==== RECORDS SUPPLIED
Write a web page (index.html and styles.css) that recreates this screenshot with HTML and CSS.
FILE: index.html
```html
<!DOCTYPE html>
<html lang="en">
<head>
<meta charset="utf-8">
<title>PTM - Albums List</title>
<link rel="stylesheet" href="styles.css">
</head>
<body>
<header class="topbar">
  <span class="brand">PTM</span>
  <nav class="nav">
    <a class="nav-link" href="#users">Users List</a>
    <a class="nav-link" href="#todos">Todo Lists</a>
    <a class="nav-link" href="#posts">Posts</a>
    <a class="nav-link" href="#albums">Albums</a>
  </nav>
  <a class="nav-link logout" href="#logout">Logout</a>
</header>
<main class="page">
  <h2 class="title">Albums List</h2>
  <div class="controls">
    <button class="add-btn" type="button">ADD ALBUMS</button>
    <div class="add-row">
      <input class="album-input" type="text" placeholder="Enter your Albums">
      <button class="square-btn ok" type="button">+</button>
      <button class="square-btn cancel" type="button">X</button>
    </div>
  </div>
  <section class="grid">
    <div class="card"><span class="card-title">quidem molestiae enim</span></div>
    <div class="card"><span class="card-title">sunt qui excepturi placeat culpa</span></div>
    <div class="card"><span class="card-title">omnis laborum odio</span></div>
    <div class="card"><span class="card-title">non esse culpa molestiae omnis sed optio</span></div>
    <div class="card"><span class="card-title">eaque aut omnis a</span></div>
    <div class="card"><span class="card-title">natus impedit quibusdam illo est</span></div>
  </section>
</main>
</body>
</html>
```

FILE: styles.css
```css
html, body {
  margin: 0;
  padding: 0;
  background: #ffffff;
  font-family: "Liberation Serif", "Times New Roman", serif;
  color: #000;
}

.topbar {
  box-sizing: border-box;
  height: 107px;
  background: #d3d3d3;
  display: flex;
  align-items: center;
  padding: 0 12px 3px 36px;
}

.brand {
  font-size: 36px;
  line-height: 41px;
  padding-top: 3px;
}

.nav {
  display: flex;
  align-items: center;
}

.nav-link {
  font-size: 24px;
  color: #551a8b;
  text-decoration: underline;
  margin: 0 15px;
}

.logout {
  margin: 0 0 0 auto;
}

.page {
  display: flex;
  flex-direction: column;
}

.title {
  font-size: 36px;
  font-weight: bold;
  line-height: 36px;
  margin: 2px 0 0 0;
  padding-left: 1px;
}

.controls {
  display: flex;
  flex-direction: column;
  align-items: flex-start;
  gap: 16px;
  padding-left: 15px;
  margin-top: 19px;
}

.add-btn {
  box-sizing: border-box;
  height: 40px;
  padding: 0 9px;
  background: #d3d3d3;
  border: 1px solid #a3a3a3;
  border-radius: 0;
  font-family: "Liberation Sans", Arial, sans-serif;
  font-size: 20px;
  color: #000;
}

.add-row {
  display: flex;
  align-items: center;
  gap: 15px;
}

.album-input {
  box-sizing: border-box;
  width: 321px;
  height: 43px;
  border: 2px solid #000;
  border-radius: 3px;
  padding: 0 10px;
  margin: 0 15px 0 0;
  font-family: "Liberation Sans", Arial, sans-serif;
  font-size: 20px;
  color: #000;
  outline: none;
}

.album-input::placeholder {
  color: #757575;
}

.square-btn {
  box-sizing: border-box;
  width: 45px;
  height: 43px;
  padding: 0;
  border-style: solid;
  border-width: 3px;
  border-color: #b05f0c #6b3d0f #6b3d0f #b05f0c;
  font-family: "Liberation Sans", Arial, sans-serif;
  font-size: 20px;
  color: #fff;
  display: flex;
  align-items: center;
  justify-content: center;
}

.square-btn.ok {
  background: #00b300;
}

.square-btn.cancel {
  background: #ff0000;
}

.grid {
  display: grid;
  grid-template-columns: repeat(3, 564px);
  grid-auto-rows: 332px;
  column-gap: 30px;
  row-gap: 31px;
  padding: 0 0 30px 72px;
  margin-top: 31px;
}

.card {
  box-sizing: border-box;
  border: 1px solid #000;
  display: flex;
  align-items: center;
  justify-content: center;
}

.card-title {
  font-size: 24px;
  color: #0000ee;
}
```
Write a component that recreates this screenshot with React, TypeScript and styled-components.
========
TASK PROMPT: Reproduce all the data word for word.

REPLY TO THE EXERCISE:
Write a web page (index.html and styles.css) that recreates this screenshot with HTML and CSS.
FILE: index.html
```html
<!DOCTYPE html>
<html lang="en">
<head>
<meta charset="utf-8">
<title>PTM - Albums List</title>
<link rel="stylesheet" href="styles.css">
</head>
<body>
<header class="topbar">
  <span class="brand">PTM</span>
  <nav class="nav">
    <a class="nav-link" href="#users">Users List</a>
    <a class="nav-link" href="#todos">Todo Lists</a>
    <a class="nav-link" href="#posts">Posts</a>
    <a class="nav-link" href="#albums">Albums</a>
  </nav>
  <a class="nav-link logout" href="#logout">Logout</a>
</header>
<main class="page">
  <h2 class="title">Albums List</h2>
  <div class="controls">
    <button class="add-btn" type="button">ADD ALBUMS</button>
    <div class="add-row">
      <input class="album-input" type="text" placeholder="Enter your Albums">
      <button class="square-btn ok" type="button">+</button>
      <button class="square-btn cancel" type="button">X</button>
    </div>
  </div>
  <section class="grid">
    <div class="card"><span class="card-title">quidem molestiae enim</span></div>
    <div class="card"><span class="card-title">sunt qui excepturi placeat culpa</span></div>
    <div class="card"><span class="card-title">omnis laborum odio</span></div>
    <div class="card"><span class="card-title">non esse culpa molestiae omnis sed optio</span></div>
    <div class="card"><span class="card-title">eaque aut omnis a</span></div>
    <div class="card"><span class="card-title">natus impedit quibusdam illo est</span></div>
  </section>
</main>
</body>
</html>
```

FILE: styles.css
```css
html, body {
  margin: 0;
  padding: 0;
  background: #ffffff;
  font-family: "Liberation Serif", "Times New Roman", serif;
  color: #000;
}

.topbar {
  box-sizing: border-box;
  height: 107px;
  background: #d3d3d3;
  display: flex;
  align-items: center;
  padding: 0 12px 3px 36px;
}

.brand {
  font-size: 36px;
  line-height: 41px;
  padding-top: 3px;
}

.nav {
  display: flex;
  align-items: center;
}

.nav-link {
  font-size: 24px;
  color: #551a8b;
  text-decoration: underline;
  margin: 0 15px;
}

.logout {
  margin: 0 0 0 auto;
}

.page {
  display: flex;
  flex-direction: column;
}

.title {
  font-size: 36px;
  font-weight: bold;
  line-height: 36px;
  margin: 2px 0 0 0;
  padding-left: 1px;
}

.controls {
  display: flex;
  flex-direction: column;
  align-items: flex-start;
  gap: 16px;
  padding-left: 15px;
  margin-top: 19px;
}

.add-btn {
  box-sizing: border-box;
  height: 40px;
  padding: 0 9px;
  background: #d3d3d3;
  border: 1px solid #a3a3a3;
  border-radius: 0;
  font-family: "Liberation Sans", Arial, sans-serif;
  font-size: 20px;
  color: #000;
}

.add-row {
  display: flex;
  align-items: center;
  gap: 15px;
}

.album-input {
  box-sizing: border-box;
  width: 321px;
  height: 43px;
  border: 2px solid #000;
  border-radius: 3px;
  padding: 0 10px;
  margin: 0 15px 0 0;
  font-family: "Liberation Sans", Arial, sans-serif;
  font-size: 20px;
  color: #000;
  outline: none;
}

.album-input::placeholder {
  color: #757575;
}

.square-btn {
  box-sizing: border-box;
  width: 45px;
  height: 43px;
  padding: 0;
  border-style: solid;
  border-width: 3px;
  border-color: #b05f0c #6b3d0f #6b3d0f #b05f0c;
  font-family: "Liberation Sans", Arial, sans-serif;
  font-size: 20px;
  color: #fff;
  display: flex;
  align-items: center;
  justify-content: center;
}

.square-btn.ok {
  background: #00b300;
}

.square-btn.cancel {
  background: #ff0000;
}

.grid {
  display: grid;
  grid-template-columns: repeat(3, 564px);
  grid-auto-rows: 332px;
  column-gap: 30px;
  row-gap: 31px;
  padding: 0 0 30px 72px;
  margin-top: 31px;
}

.card {
  box-sizing: border-box;
  border: 1px solid #000;
  display: flex;
  align-items: center;
  justify-content: center;
}

.card-title {
  font-size: 24px;
  color: #0000ee;
}
```
Write a component that recreates this screenshot with React, TypeScript and styled-components.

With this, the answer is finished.